Except perhaps at the beach, Italians are not traditionally great readers, preferring entertainment that is more noisy such as football, or talking at lunch in a crowded restaurant with the television on.
So it is not easy to guess at the likely success of a newly published book, ‘Avanti. Perché l’Italia non si ferma’ (Forwards. Why Italy won’t stop). It is by former Prime Minister Matteo Renzi and it is about….well, it is about him.
The book was due to be launched at the Festival of the Mind in Sarzana, Liguria, but in a move typical of the times the organisers have said that Liguria is no longer a Democratic Party fiefdom and he couldn’t count on their support. Indeed the region is run by Berlusconi’s Forza Italia. Everything is political here.
The Democratic Party, currently in power through Prime Minister Gentiloni, is probably the most likely to come first at the next election, but no one would put that much money on its beating either the 5-Star movement or the resurgent Forza Italia.
Anyhow, despite the botched launch, I got a copy of the book. It is solipsistic and exculpatory, as you would expect a politician’s book to be, but strangely engaging. He describes his period in office as the 1,000 days, a clear reference to John F Kennedy’s presidency.
A young leader, the dawn of a new age, it must be tempting to see himself on this light. But what is interesting is his tone. Naming names, he says that his detractors on the left, just like Silvio Berlusconi on the right, have a vested interest in keeping things as they are. Only he, Renzi, is determined to secure change.
The book deals with his demise, after what I calculate as 1,024 days making his the fourth longest serving government since the war. One of the main planks of his reform agenda had been reform of the bicameral political system.
In Italy, unlike any major country I can think of, the two chambers of parliament have exactly equal weight. If the Senate votes one way and the House of Deputies the other, there is stalemate. Unsurprisingly, not much gets done.
Renzi’s solution was to emasculate the Senate, making it not much more than a regional debating chamber. To make this change to the constitution he needed to put it to a referendum, which took place last December. He lost and resigned.

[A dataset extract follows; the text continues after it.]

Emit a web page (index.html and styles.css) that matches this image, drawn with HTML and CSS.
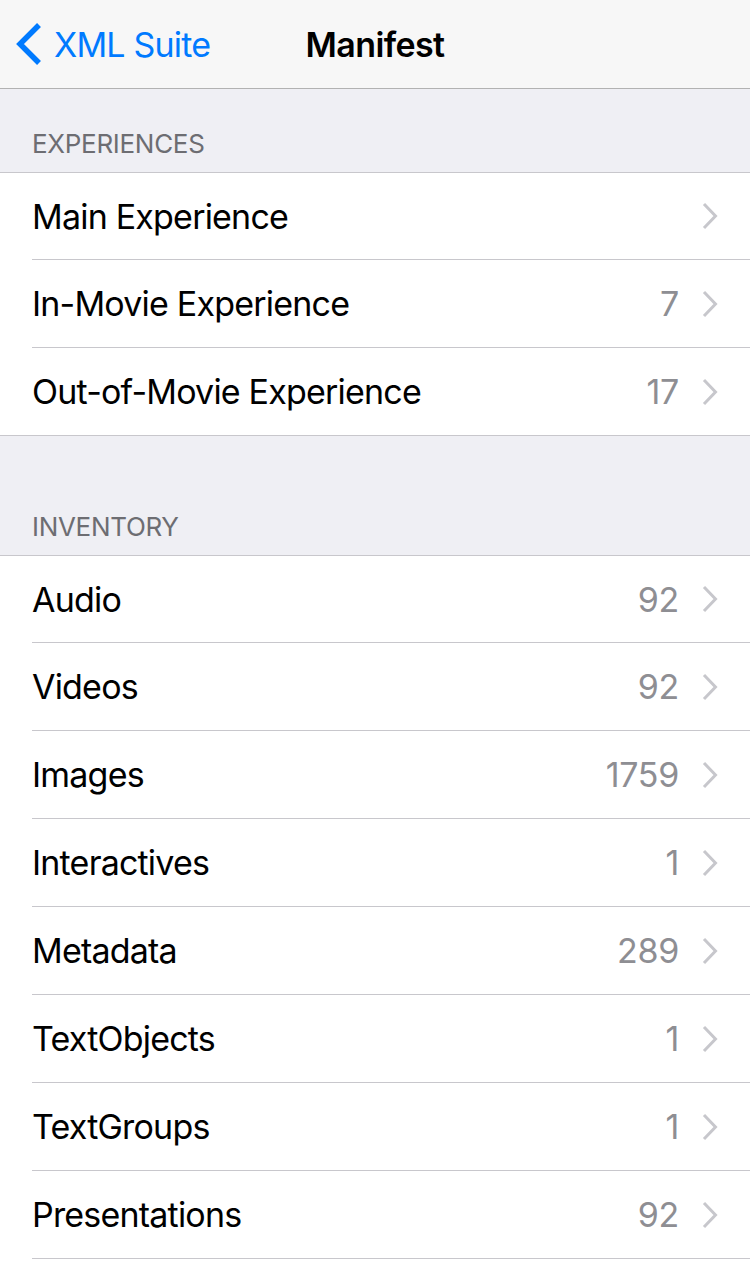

Renzi’s was not a failure of a political career. He did some good in his time at the helm: freeing up the labour market and making some modest alterations to speed up the courts system, both of which were sorely needed. It was perhaps because he promised so much that he is seen as a failure.

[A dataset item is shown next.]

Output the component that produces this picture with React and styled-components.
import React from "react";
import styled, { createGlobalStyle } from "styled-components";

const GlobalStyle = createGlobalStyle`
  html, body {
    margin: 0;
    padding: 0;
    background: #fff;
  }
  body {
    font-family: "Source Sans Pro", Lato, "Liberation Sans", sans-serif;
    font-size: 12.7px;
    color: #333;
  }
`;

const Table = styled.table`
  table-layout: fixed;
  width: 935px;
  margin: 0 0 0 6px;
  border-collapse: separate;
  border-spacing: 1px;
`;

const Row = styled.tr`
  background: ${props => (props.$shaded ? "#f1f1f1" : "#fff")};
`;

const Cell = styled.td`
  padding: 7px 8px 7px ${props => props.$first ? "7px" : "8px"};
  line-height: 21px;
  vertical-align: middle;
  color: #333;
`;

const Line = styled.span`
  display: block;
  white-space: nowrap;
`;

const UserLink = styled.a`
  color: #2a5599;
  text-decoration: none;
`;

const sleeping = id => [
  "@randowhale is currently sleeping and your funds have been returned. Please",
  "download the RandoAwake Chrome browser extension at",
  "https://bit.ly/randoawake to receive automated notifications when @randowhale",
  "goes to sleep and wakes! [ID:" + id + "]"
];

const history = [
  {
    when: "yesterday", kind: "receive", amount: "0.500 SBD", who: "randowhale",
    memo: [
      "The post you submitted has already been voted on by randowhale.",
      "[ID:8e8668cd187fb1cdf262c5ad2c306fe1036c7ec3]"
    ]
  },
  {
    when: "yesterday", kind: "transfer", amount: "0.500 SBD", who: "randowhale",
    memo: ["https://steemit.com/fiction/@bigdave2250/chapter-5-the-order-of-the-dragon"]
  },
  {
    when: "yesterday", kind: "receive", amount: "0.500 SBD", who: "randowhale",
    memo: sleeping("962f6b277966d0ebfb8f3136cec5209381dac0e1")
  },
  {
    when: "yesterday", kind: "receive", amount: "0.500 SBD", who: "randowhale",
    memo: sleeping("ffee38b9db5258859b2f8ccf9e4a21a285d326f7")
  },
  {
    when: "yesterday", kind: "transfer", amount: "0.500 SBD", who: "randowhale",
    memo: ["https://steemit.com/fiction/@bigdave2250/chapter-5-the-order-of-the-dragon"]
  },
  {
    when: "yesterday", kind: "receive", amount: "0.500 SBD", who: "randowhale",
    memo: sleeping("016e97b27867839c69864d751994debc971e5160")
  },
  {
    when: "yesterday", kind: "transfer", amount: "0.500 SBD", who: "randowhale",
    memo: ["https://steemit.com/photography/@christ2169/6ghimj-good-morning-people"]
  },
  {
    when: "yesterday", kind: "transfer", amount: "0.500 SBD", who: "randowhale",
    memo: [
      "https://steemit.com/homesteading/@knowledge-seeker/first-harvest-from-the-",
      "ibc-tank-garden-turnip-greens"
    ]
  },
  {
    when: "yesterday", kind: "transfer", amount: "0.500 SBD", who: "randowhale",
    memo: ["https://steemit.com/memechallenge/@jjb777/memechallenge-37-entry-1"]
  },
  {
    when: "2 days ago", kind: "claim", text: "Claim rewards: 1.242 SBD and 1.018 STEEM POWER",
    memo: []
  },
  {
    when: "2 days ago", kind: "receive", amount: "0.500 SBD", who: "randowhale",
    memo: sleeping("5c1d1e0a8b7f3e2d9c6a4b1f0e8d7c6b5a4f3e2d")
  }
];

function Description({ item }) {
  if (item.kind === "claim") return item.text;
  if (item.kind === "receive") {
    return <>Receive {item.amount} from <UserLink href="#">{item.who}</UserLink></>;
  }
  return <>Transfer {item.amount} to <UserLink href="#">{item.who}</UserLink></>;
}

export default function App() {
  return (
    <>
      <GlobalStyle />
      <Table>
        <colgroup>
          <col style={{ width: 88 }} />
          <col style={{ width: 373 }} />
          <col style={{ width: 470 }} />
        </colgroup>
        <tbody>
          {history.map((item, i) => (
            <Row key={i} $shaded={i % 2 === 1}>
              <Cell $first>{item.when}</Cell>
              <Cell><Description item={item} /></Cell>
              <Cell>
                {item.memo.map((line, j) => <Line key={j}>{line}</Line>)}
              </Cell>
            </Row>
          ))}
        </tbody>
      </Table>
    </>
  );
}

But now he wants another go. He is still leader of his party and so can be its candidate at the next election, simply thanking the unfortunate Paolo Gentiloni for keeping the seat warm. And Renzi is still popular, though his tireless attempts to prove this make the reader’s attention wander.
Last December people were a bit lukewarm about him, not having felt any material gain from his policies, but the reason they voted him down is because people always vote against change unless it is properly explained. And it wasn’t. Will they trust him again? Probably they will.
The book is to some extent a story of Renzi’s personal struggle. He wants to talk to people more, wants to be less isolated, wants to seem less arrogant. But the changes he advocates may in the end be a fantasy. In a country enthusiastic about proportional representation the job of a major instigator of change, a Thatcher, is not be on offer.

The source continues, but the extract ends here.